I wasnt. I believe I had some good teachers as well as some bad teachers. I think when we both went, it was well before schools transitioned to garbage like "New Math" and the difference in way classes are taught today. Hell, we didnt even have computers or internet in classrooms when I went. I think the difference in opinion we may have is that we may have forgotten to place focus on Time. Our teachers did NOT fail math exams because they knew how to do math. Todays teachers are, so the difference is Time. There are some issues with the education we both received, but things were definitely very different for us than they were for people going to school today.

phill4paul
08-02-2018, 03:49 PM
I wasnt. I believe I had some good teachers as well as some bad teachers. I think when we both went, it was well before schools transitioned to garbage like "New Math" and the difference in way classes are taught today. Hell, we didnt even have computers or internet in classrooms when I went. I think the difference in opinion we may have is that we may have forgotten to place focus on Time. Our teachers did NOT fail math exams because they knew how to do math. Todays teachers are, so the difference is Time. There are some issues with the education we both received, but things were definitely very different for us than they were for people going to school today.

We had a computer when I went to high skrool.
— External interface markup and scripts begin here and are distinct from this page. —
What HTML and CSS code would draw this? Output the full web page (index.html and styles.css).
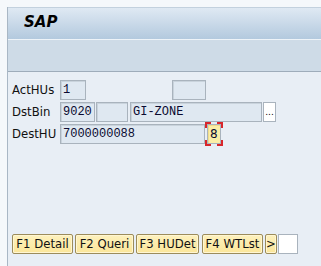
FILE: index.html
```html
<!DOCTYPE html>
<html lang="en">
<head>
    <meta charset="UTF-8">
    <title>SAP</title>
    <link rel="stylesheet" href="styles.css">
</head>
<body>
    <div class="frame">
        <div class="titlebar"><span class="sap">SAP</span></div>
        <div class="toolbar"></div>
        <div class="content">
            <div class="row">
                <label class="lbl">ActHUs</label>
                <span class="field w-acthu">1</span>
                <span class="field w-extra"></span>
            </div>
            <div class="row">
                <label class="lbl">DstBin</label>
                <span class="field w-bin">9020</span>
                <span class="field w-blank"></span>
                <span class="field w-zone">GI-ZONE</span>
                <span class="more">...</span>
            </div>
            <div class="row">
                <label class="lbl">DestHU</label>
                <span class="field w-hu">7000000088</span>
                <span class="focus">
                    <span class="field yellow">8</span>
                    <svg class="corners" width="18" height="24" viewBox="0 0 18 24">
                        <path d="M1 6V1H6M12 1H17V6M17 18V23H12M6 23H1V18" fill="none" stroke="#d8262b" stroke-width="2"/>
                    </svg>
                </span>
            </div>
            <div class="fkeys">
                <button class="fkey k1">F1 Detail</button>
                <button class="fkey k2">F2 Queri</button>
                <button class="fkey k3">F3 HUDet</button>
                <button class="fkey k4">F4 WTLst</button>
                <button class="fkey k5">&gt;</button>
                <span class="okbox"></span>
            </div>
        </div>
    </div>
</body>
</html>
```

FILE: styles.css
```css
body {
    margin: 0;
    padding: 0;
    background: #f5f8fb;
    font-family: "DejaVu Sans", Tahoma, sans-serif;
    overflow: hidden;
}

.frame {
    margin: 7px 0 0 7px;
    border-left: 1px solid #a9b7c5;
    height: 259px;
    background: #e8eef5;
}

.titlebar {
    height: 31px;
    border-top: 1px solid #c3d1de;
    background: linear-gradient(#dfe9f3, #b3c9de);
    border-bottom: 1px solid #eef3f8;
}

.sap {
    display: inline-block;
    margin: 5px 0 0 16px;
    font-family: "DejaVu Sans", Verdana, sans-serif;
    font-weight: bold;
    font-style: italic;
    font-size: 15px;
    color: #000;
}

.toolbar {
    height: 31px;
    background: #cedbe7;
    border-bottom: 1px solid #9eacba;
}

.content {
    padding: 8px 0 0 4px;
}

.row {
    display: flex;
    align-items: center;
    height: 20px;
    margin-bottom: 2px;
}

.lbl {
    width: 48px;
    font-size: 11.7px;
    color: #111;
}

.field {
    box-sizing: border-box;
    height: 20px;
    padding: 1px 0 0 2px;
    background: #dfe8f1;
    border: 1px solid #a9b3bd;
    box-shadow: inset 1px 1px 0 #c9d3dc;
    font-family: "Liberation Mono", "Courier New", monospace;
    font-size: 12px;
    line-height: 17px;
    color: #0a0a30;
}

.w-acthu { width: 26px; }
.w-extra { width: 34px; margin-left: 86px; }
.w-bin { width: 35px; }
.w-blank { width: 32px; margin-left: 1px; }
.w-zone { width: 132px; margin-left: 2px; }
.w-hu { width: 145px; }

.more {
    box-sizing: border-box;
    width: 13px;
    height: 20px;
    margin-left: 1px;
    background: #fff;
    border: 1px solid #a9b3bd;
    font-size: 9px;
    line-height: 18px;
    text-align: center;
}

.focus {
    position: relative;
    margin-left: 2px;
    display: flex;
}

.yellow {
    width: 14px;
    padding-left: 2px;
    background: #fbeea6;
    box-shadow: inset 1px 1px 0 #f0dc8a;
    font-family: "DejaVu Sans", Tahoma, sans-serif;
}

.corners {
    position: absolute;
    left: -2px;
    top: -2px;
}

.fkeys {
    display: flex;
    margin-top: 90px;
    height: 20px;
}

.fkey {
    box-sizing: border-box;
    height: 20px;
    margin: 0 2px 0 0;
    padding: 0;
    background: linear-gradient(#fdf1bd, #fbe69a);
    border: 1px solid #9c8c5b;
    box-shadow: inset 0 0 0 1px #fff6d2;
    border-radius: 2px;
    font-family: "DejaVu Sans", Tahoma, sans-serif;
    font-size: 11.7px;
    color: #111;
}

.k1 { width: 61px; }
.k2 { width: 59px; }
.k3 { width: 63px; margin-right: 3px; }
.k4 { width: 61px; }
.k5 { width: 12px; margin-right: 1px; }

.okbox {
    box-sizing: border-box;
    width: 20px;
    height: 20px;
    background: #fff;
    border: 1px solid #a9b3bd;
}
```
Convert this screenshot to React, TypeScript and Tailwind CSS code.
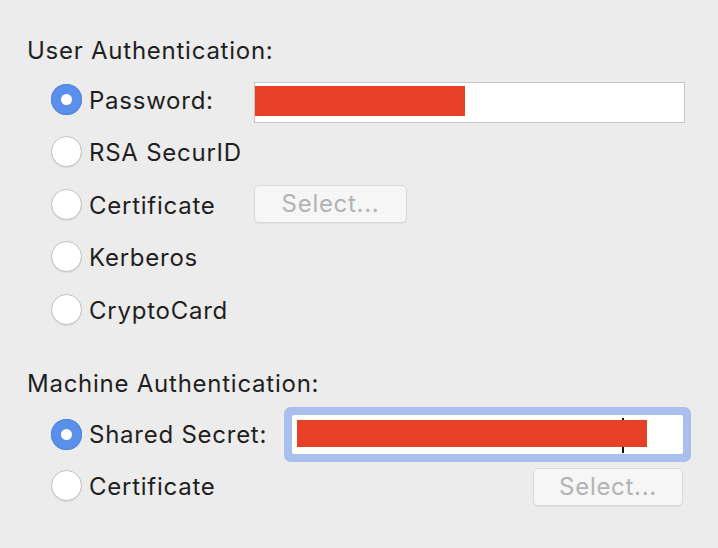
const font = { fontFamily: 'Inter, "Liberation Sans", sans-serif' };

function Radio({ checked }: { checked?: boolean }) {
  if (checked) {
    return (
      <div className="w-[31px] h-[31px] shrink-0 rounded-full bg-[#5b90ea] flex items-center justify-center shadow-[inset_0_0_0_1px_#4f84de]">
        <div className="w-[11px] h-[11px] rounded-full bg-white" />
      </div>
    );
  }
  return (
    <div className="w-[31px] h-[31px] shrink-0 rounded-full bg-white border border-[#c2c2c2] shadow-[0_1px_1px_rgba(0,0,0,0.08)]" />
  );
}

function SelectButton({ width }: { width: string }) {
  return (
    <div
      className={`${width} h-[38px] rounded-[5px] bg-[#f6f6f6] border border-[#dadada] shadow-[0_1px_1px_rgba(0,0,0,0.05)] flex items-center justify-center text-[24px] text-[#b3b3b3] tracking-[0.7px]`}
    >
      Select...
    </div>
  );
}

function Row({ label, checked, children }: { label: string; checked?: boolean; children?: React.ReactNode }) {
  return (
    <div className="h-[52.5px] flex items-center">
      <Radio checked={checked} />
      <div className="w-[172px] pl-[7px] pt-[3px] text-[24px] leading-[28px] text-[#1f1f1f] tracking-[0.75px]">{label}</div>
      {children}
    </div>
  );
}

export default function App() {
  return (
    <div className="w-[718px] h-[548px] bg-[#ececec] pl-[27px] pt-[37px] select-none" style={font}>
      <div className="h-[28px] text-[24px] leading-[28px] text-[#1f1f1f] tracking-[0.75px]">User Authentication:</div>

      <div className="pl-[24px] mt-[7.75px]">
        <Row label="Password:" checked>
          <div className="w-[431px] h-[41px] self-start mt-[9px] bg-white border border-[#c6c6c6] pt-[3px]">
            <div className="w-[210px] h-[30px] bg-[#e84027]" />
          </div>
        </Row>
        <Row label="RSA SecurID" />
        <Row label="Certificate">
          <SelectButton width="w-[153px]" />
        </Row>
        <Row label="Kerberos" />
        <Row label="CryptoCard" />
      </div>

      <div className="h-[28px] mt-[34.75px] text-[24px] leading-[28px] text-[#1f1f1f] tracking-[0.75px]">
        Machine Authentication:
      </div>

      <div className="pl-[24px] mt-[8.5px]">
        <div className="h-[56px] flex items-center">
          <Radio checked />
          <div className="w-[210px] pl-[7px] text-[24px] leading-[28px] text-[#1f1f1f] tracking-[0.75px]">Shared Secret:</div>
          <div className="relative w-[391px] h-[39px] bg-white rounded-[2px] shadow-[0_0_0_8px_#a9bfee] pt-[5px] pl-[5px]">
            <div className="absolute left-[330px] top-[3px] w-[2px] h-[35px] bg-[#111]" />
            <div className="relative w-[350px] h-[27px] bg-[#e84027]" />
          </div>
        </div>
        <div className="h-[45px] flex items-center">
          <Radio />
          <div className="flex-1 pl-[7px] pt-[3px] text-[24px] leading-[28px] text-[#1f1f1f] tracking-[0.75px]">Certificate</div>
          <div className="pr-[35px] pt-[3px]">
            <SelectButton width="w-[150px]" />
          </div>
        </div>
      </div>
    </div>
  );
}
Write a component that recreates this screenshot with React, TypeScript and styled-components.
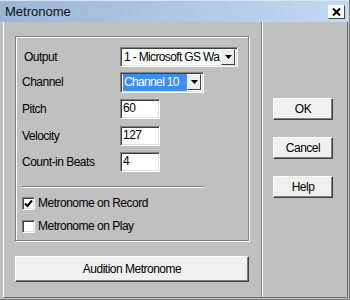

It was in a new class called "computer programming." We got to stamp out time cards and insert them into the machine to get it to perform a function. I remember thinking at the time "well, this shit isn't going to go anywhere." :(

Anti Globalist
08-02-2018, 04:11 PM
Well when you're a liberal and a socialist its not surprising that they would fail their math exams.